Rella’s initial budget proposal in January banked on a full aid restoration, despite the fact that, while state legislators had been pushing for it, the restoration was far from a done deal. Other North Shore school districts, such as Huntington and Miller Place, planned for little to no restoration of the funding during their own budget processes.

Had the state budget fallen short in restoring the funding, Comsewogue would have been faced with some difficult decisions on program cuts.

“If that doesn’t happen, then it’s a whole different world,” Rella said in an interview in March. “We’re anticipating it will happen. Albany’s been very quiet about it, and I’m taking that as ‘no news is good news.’”

Casali said the district administration’s faith in state Sen. John Flanagan (R-East Northport), the majority leader who previously called the aid restoration a “top priority” this year, paid off during the budget process.

“From the very beginning we’ve done the budget assuming that Flanagan and everybody [else who] promised us this GEA, that they were going to make good on their promise, so we didn’t make any cuts in the budget,” Casali said.

School board President John Swenning expressed appreciation for the additional funds because the district can avoid cuts without presenting a budget to residents that would pierce the state-mandated tax levy increase cap.

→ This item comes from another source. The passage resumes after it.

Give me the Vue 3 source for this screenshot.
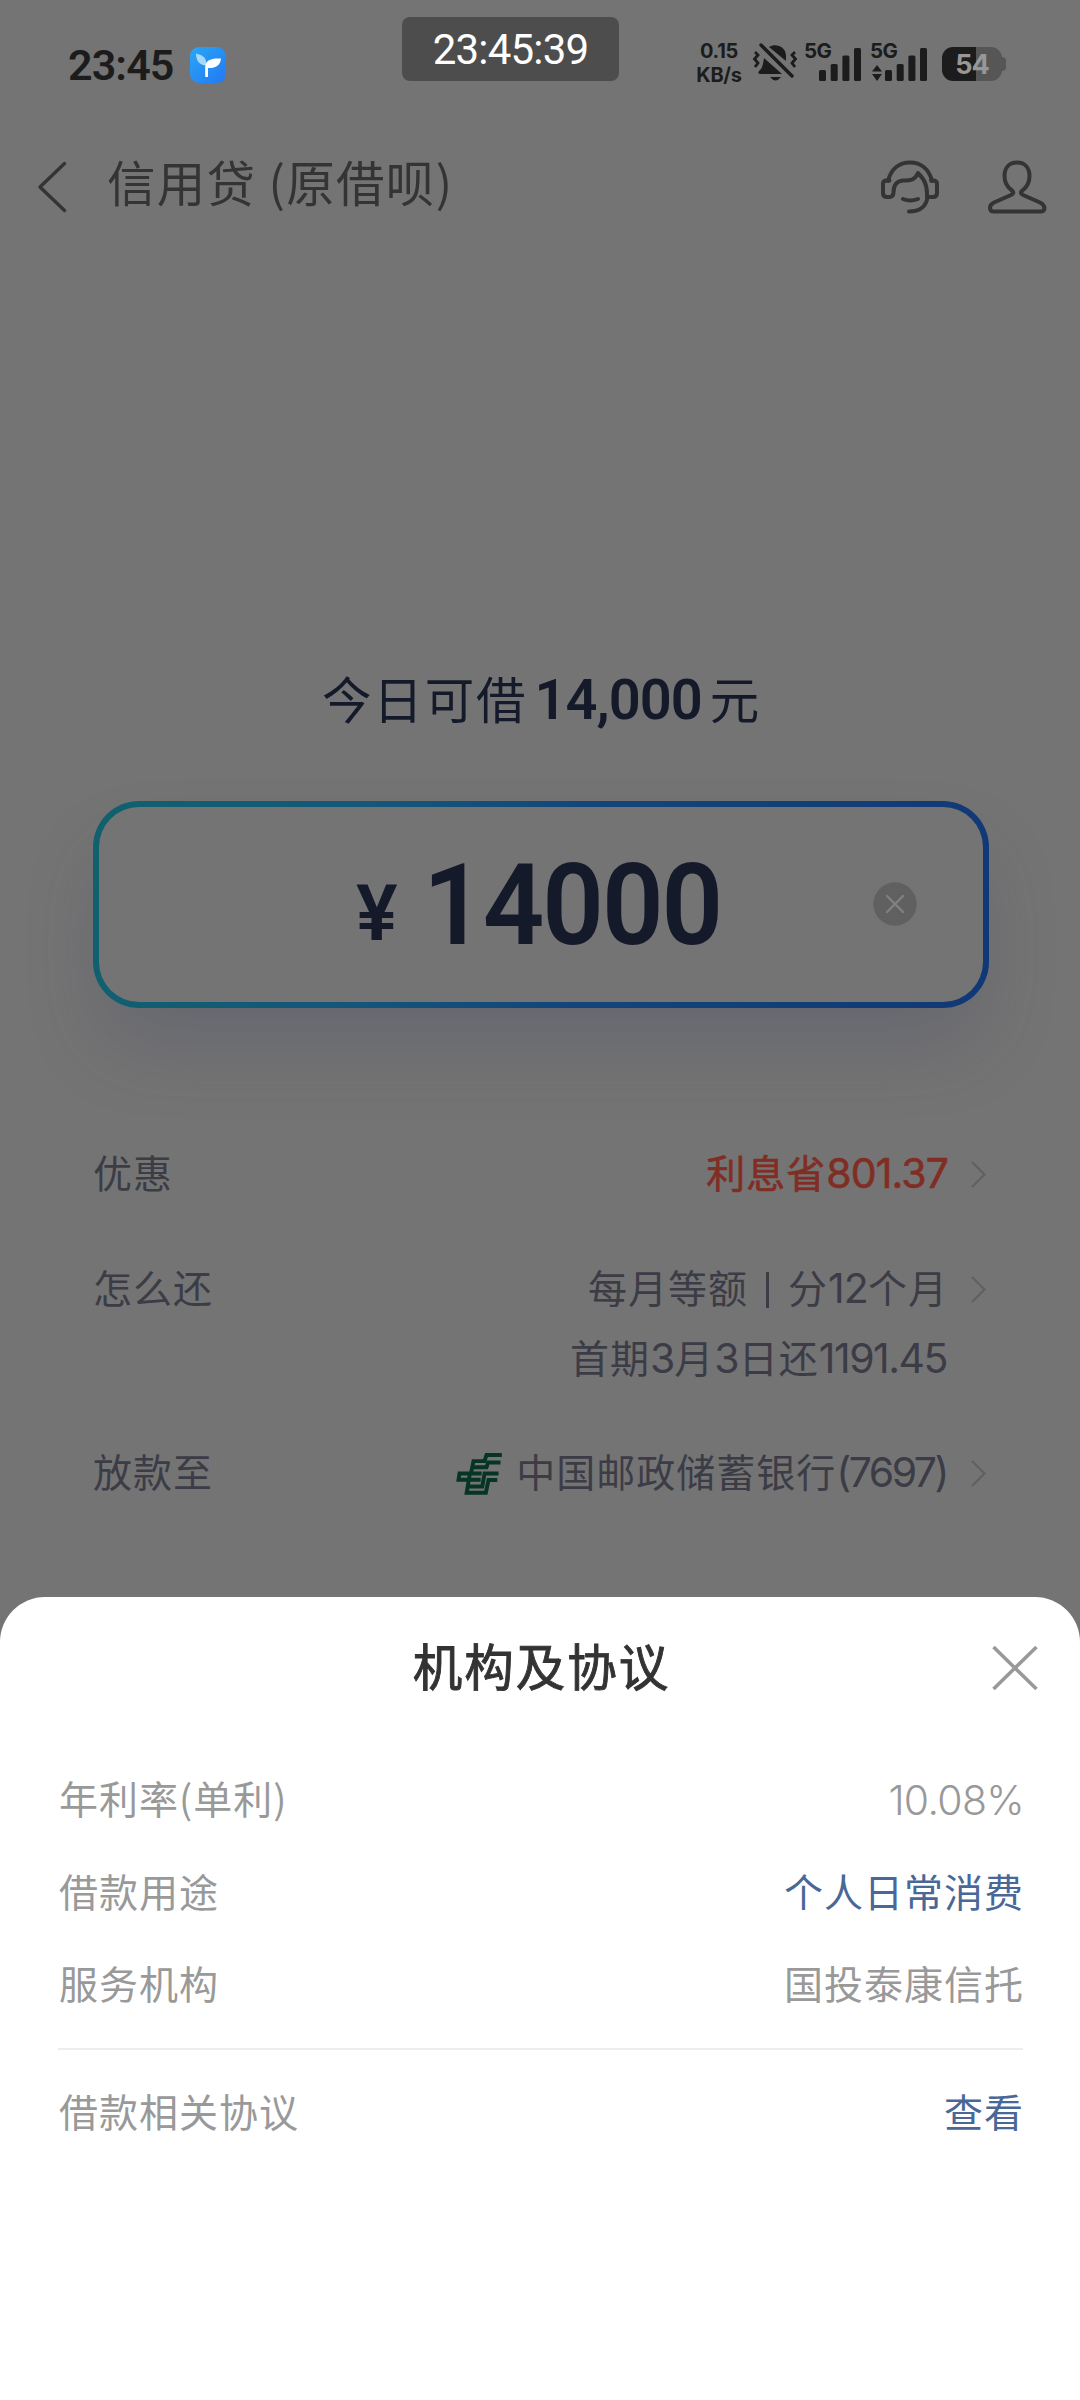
<script setup>
const details = [
  { label: '年利率(单利)', value: '10.08%', kind: 'num' },
  { label: '借款用途', value: '个人日常消费', kind: 'link' },
  { label: '服务机构', value: '国投泰康信托', kind: '' },
]
const bars = [
  { x: 0, h: 11 },
  { x: 11.7, h: 17 },
  { x: 23.4, h: 25.5 },
  { x: 35, h: 33 },
]
</script>

<template>
  <div class="screen">
    <div class="status">
      <span class="time">23:45</span>
      <svg class="app-icon" viewBox="0 0 36 36">
        <defs>
          <linearGradient id="leafBg" x1="0" y1="0" x2="1" y2="1">
            <stop offset="0" stop-color="#2aa6f6" />
            <stop offset="1" stop-color="#2379f2" />
          </linearGradient>
        </defs>
        <rect width="36" height="36" rx="9" fill="url(#leafBg)" />
        <path d="M6 6.500C13 8 17 11 16.200 18.500C9.500 18 6 14 6 6.500Z" fill="#a6d8fb" />
        <path d="M31 11.500C30.500 18.500 25 21.500 18 21V30H15.200V20C15.500 13.500 20 11 31 11.500Z" fill="#fff" />
      </svg>
      <div class="right-status">
        <div class="speed"><span>0.15</span><span>KB/s</span></div>
        <svg class="bell" viewBox="0 0 44 38" fill="#1c1c1c">
          <path d="M16 4C22 0 33 3 33 13V18Z" />
          <path d="M11 15L29 31H8Q4 31 6 28C10 25 10 20 11 15Z" />
          <path d="M17 34H28Q22.500 41 17 34Z" />
          <path d="M8 2L39 33" stroke="#1c1c1c" stroke-width="3.400" stroke-linecap="round" />
          <path d="M2 9L5 12L1.500 16L5 20L2 24M42 9L39 12L42.500 16L39 20L42 24" fill="none" stroke="#1c1c1c" stroke-width="2.800" />
        </svg>
        <div class="signal first">
          <span class="net">5G</span>
          <svg viewBox="0 0 43 34" class="bars"><rect v-for="b in bars" :key="b.x" :x="b.x" :y="34 - b.h" width="7" :height="b.h" rx="1.500" fill="#1c1c1c" /></svg>
        </div>
        <div class="signal second">
          <span class="net">5G</span>
          <svg class="arrows" viewBox="0 0 10 16" fill="#1c1c1c"><path d="M5 0L10 6.500H0ZM5 16L0 9H10Z" /></svg>
          <svg viewBox="0 0 43 34" class="bars"><rect v-for="b in bars" :key="b.x" :x="b.x" :y="34 - b.h" width="7" :height="b.h" rx="1.500" fill="#1c1c1c" /></svg>
        </div>
        <div class="battery"><div class="cell"><span>54</span></div><i></i></div>
      </div>
      <div class="clock">23:45:39</div>
    </div>

    <div class="nav">
      <svg class="back" viewBox="0 0 28 50"><path d="M26.500 1.500L2 25L26.500 48.500" /></svg>
      <span class="nav-title">信用贷 (原借呗)</span>
      <svg class="service" viewBox="0 0 58 54">
        <path d="M7 21C10 9 18 2.500 29 2.500S48 9 51 21" />
        <path d="M8.500 20.500H5.500Q2 20.500 2 24V33Q2 37 6 37H8.500Q12.500 37 12.500 32.500C12.500 25 16 21 22 20.500C30 20.500 34 20 37 13C42 18 46 23 46 34V37H52Q56 37 56 33V24Q56 20.500 52 20.500H50" />
        <path d="M46.500 37C45.500 46 39 51.500 28 51.500M22 39Q29 42 37 39" />
      </svg>
      <svg class="user" viewBox="0 0 58 54">
        <path d="M29 2.500C21 2.500 16.500 8 16.500 16C16.500 23 19 27 24 30.500Q27 33 23 35L6 42.500Q2 44.500 2 48Q2 51.500 6 51.500H52Q56.500 51.500 56.500 48Q56 44.500 52 42.500L35 35Q31 33 34.500 30.500C39 27 41.500 23 41.500 16C41.500 8 37 2.500 29 2.500Z" />
      </svg>
    </div>

    <div class="quota"><span>今日可借</span><b>14,000</b><span>元</span></div>

    <div class="amount">
      <div class="amount-inner">
        <span class="yen">¥</span><span class="value">14000</span>
        <svg class="clear" viewBox="0 0 44 44"><circle cx="22" cy="22" r="21.700" fill="#606060" /><path d="M14 14L30 30M30 14L14 30" stroke="#808080" stroke-width="2.400" stroke-linecap="round" /></svg>
      </div>
    </div>

    <div class="rows">
      <div class="row">
        <span class="label">优惠</span>
        <span class="val red">利息省<i class="n">801.37</i></span>
        <svg class="arrow" viewBox="0 0 15 27"><path d="M1 1L13.500 13.500L1 26" /></svg>
      </div>
      <div class="row repay">
        <span class="label">怎么还</span>
        <span class="val">每月等额<i class="sep"></i>分<i class="n">12</i>个月</span>
        <svg class="arrow" viewBox="0 0 15 27"><path d="M1 1L13.500 13.500L1 26" /></svg>
      </div>
      <div class="row sub">
        <span class="val">首期<i class="n">3</i>月<i class="n">3</i>日还<i class="n sum">1191.45</i></span>
      </div>
      <div class="row bank">
        <span class="label">放款至</span>
        <svg class="bank-logo" viewBox="24 22 140 132" fill="none" stroke="#063425" stroke-width="12">
          <path d="M161 31H114L108 50H74L67 84" />
          <path d="M157 54H119L114 69H74" />
          <path d="M99 88H31L28 107H96" />
          <path d="M63 88L53 147H112L120 108H147" />
          <path d="M60 128H101L108 88H151" />
        </svg>
        <span class="val">中国邮政储蓄银行<i class="n card">(7697)</i></span>
        <svg class="arrow" viewBox="0 0 15 27"><path d="M1 1L13.500 13.500L1 26" /></svg>
      </div>
    </div>

    <div class="sheet">
      <div class="sheet-head">
        <span>机构及协议</span>
        <svg class="close" viewBox="0 0 46 44"><path d="M1.500 1L44.500 43M44.500 1L1.500 43" /></svg>
      </div>
      <div v-for="d in details" :key="d.label" class="item">
        <span>{{ d.label }}</span><span :class="d.kind">{{ d.value }}</span>
      </div>
      <div class="line"></div>
      <div class="item last"><span>借款相关协议</span><span class="link">查看</span></div>
    </div>
  </div>
</template>

<style>
body { background: #747474; }
</style>

<style scoped>
.screen {
  position: relative; width: 1080px; height: 2400px; overflow: hidden;
  display: flex; flex-direction: column;
  background: #747474; color: #34343b;
  font-family: Inter, "Noto Sans CJK SC", sans-serif;
}
.screen * { box-sizing: border-box; }
svg { display: block; flex: none; overflow: visible; }
i { font-style: normal; }
.status { position: relative; height: 128px; display: flex; align-items: center; padding: 1px 74px 0 68px; color: #1c1c1c; }
.time { font-family: Roboto, sans-serif; font-size: 43px; font-weight: 600; letter-spacing: -0.900px; line-height: 50px; width: 122px; white-space: nowrap; }
.app-icon { width: 36px; height: 36px; }
.clock {
  position: absolute; left: 402px; top: 17px; width: 217px; height: 64px; border-radius: 8px;
  background: #4d4d4d; color: #fff; font-family: Roboto, sans-serif; font-size: 42px; line-height: 66px; text-align: center; letter-spacing: -0.800px;
}
.right-status { margin-left: auto; margin-top: -6px; display: flex; height: 38px; }
.speed { display: flex; flex-direction: column; align-items: center; width: 46px; font-size: 20px; font-weight: 700; line-height: 24px; margin-top: -4px; letter-spacing: -0.300px; }
.bell { width: 44px; height: 38px; margin-left: 11px; }
.signal { position: relative; display: flex; justify-content: flex-end; align-items: flex-end; }
.signal.first { width: 57px; margin-left: 8px; }
.signal.second { width: 57px; margin-left: 9px; }
.net { position: absolute; left: -1px; top: -5px; font-size: 20.500px; font-weight: 700; line-height: 25px; letter-spacing: -0.500px; }
.bars { width: 43px; height: 34px; }
.arrows { width: 10px; height: 16px; margin-right: 3px; }
.battery { display: flex; align-items: center; margin: 4px 0 0 14px; height: 34px; }
.cell { width: 60px; height: 34px; border-radius: 11px; background: linear-gradient(90deg, #1c1c1c 57%, #565656 57%); text-align: center; color: #979797; font-size: 27px; font-weight: 700; line-height: 35px; letter-spacing: -1px; }
.battery i { width: 4px; height: 14px; border-radius: 0 5px 5px 0; background: #565656; }

.nav { height: 118px; display: flex; align-items: center; padding: 0 34px 0 38px; }
.back { width: 28px; height: 50px; }
.back path, .service path, .user path { fill: none; stroke: #343434; stroke-width: 4; stroke-linecap: round; stroke-linejoin: round; }
.back path { stroke-width: 3.400; }
.nav-title { margin-left: 41px; font-size: 48.500px; line-height: 60px; letter-spacing: 1.300px; color: #343434; font-family: "Noto Sans CJK SC", sans-serif; white-space: nowrap; margin-top: -12px; }
.service { width: 58px; height: 54px; margin-left: auto; }
.user { width: 58px; height: 54px; margin-left: 49px; }

.quota { margin-top: 419px; height: 70px; display: flex; justify-content: center; align-items: baseline; color: #151a2a; font-size: 49.500px; line-height: 70px; letter-spacing: 1.900px; padding-left: 3px; }
.quota b { font-family: Roboto, sans-serif; font-weight: 600; font-size: 56px; letter-spacing: -1px; margin: 0 8px 0 7px; }

.amount { margin: 66px 91px 0 93px; height: 207px; padding: 6px; border-radius: 46px; background: linear-gradient(100deg, #10616e 0%, #14577a 30%, #13457a 55%, #113876 100%); box-shadow: 0 44px 76px -12px rgba(62, 64, 98, 0.260); }
.amount-inner { position: relative; height: 195px; border-radius: 40px; background: #747474; color: #151a2a; font-family: Roboto, sans-serif; font-weight: 600; display: flex; align-items: baseline; padding-left: 257px; }
.yen { font-size: 78px; line-height: 197px; width: 66px; }
.value { font-size: 113px; line-height: 190px; letter-spacing: -2.100px; transform: translate(1px, 4px) scaleX(0.955); transform-origin: 0 0; }
.clear { position: absolute; left: 774px; top: 75px; width: 44px; height: 44px; }

.rows { margin: 108px 93px 0; }
.row { display: flex; align-items: center; height: 115px; font-size: 39px; line-height: 60px; letter-spacing: 1px; color: #3c3c46; white-space: nowrap; }
.row.sub { height: 60px; justify-content: flex-end; padding-right: 40px; margin-top: -17px; }
.row.bank { margin-top: 26px; }
.label { flex: 1; }
.n { font-size: 41px; letter-spacing: -0.900px; line-height: 1; }
.n.sum { letter-spacing: -1.500px; }
.n.card { letter-spacing: -2.500px; margin-right: 1px; }
.sep { display: inline-block; width: 3px; height: 36px; margin: 0 19px 0 18px; background: #3c3c46; vertical-align: -5px; }
.red { color: #812d24; -webkit-text-stroke: 0.600px #812d24; }
.arrow { width: 15px; height: 27px; margin: 2px 1px 0 23px; }
.arrow path { fill: none; stroke: #616161; stroke-width: 2.200; }
.bank-logo { width: 46px; height: 43px; margin: 2px 13px 0 0; }

.sheet { position: absolute; left: 0; right: 0; top: 1597px; bottom: 0; border-radius: 45px 45px 0 0; background: #fff; padding: 0 56px 0 59px; color: #999; font-size: 39px; letter-spacing: 1px; line-height: 60px; }
.sheet-head { position: relative; height: 142px; line-height: 142px; font-size: 49.500px; letter-spacing: 2px; -webkit-text-stroke: 0.900px #333; text-align: center; color: #333; }
.close { position: absolute; right: -14px; top: 49px; width: 46px; height: 44px; }
.close path { stroke: #999; stroke-width: 3.600; }
.item { display: flex; justify-content: space-between; height: 92.500px; padding-top: 28px; font-family: "Noto Sans CJK SC", sans-serif; }
.num { font-family: Inter, sans-serif; font-size: 41px; font-weight: 350; letter-spacing: -0.700px; padding-top: 3px; }
.link { color: #496797; }
.line { height: 2px; margin: 31px 1px 0 -1px; background: #ededed; }
.item.last { padding-top: 30px; }
</style>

The district will receive about $30 million in total state aid next year and will collect about $53.5 million from taxpayers.

“We appreciate what we get,” Swenning said on Monday. “Do we want more? Yes. Do we think we deserve more? … Yes, but we’re not going to be greedy and we’ll say thank you for all that we get.”

Residents will vote on the adopted budget on May 17. Polls at Comsewogue High School will be open from 9 a.m. to 9 p.m.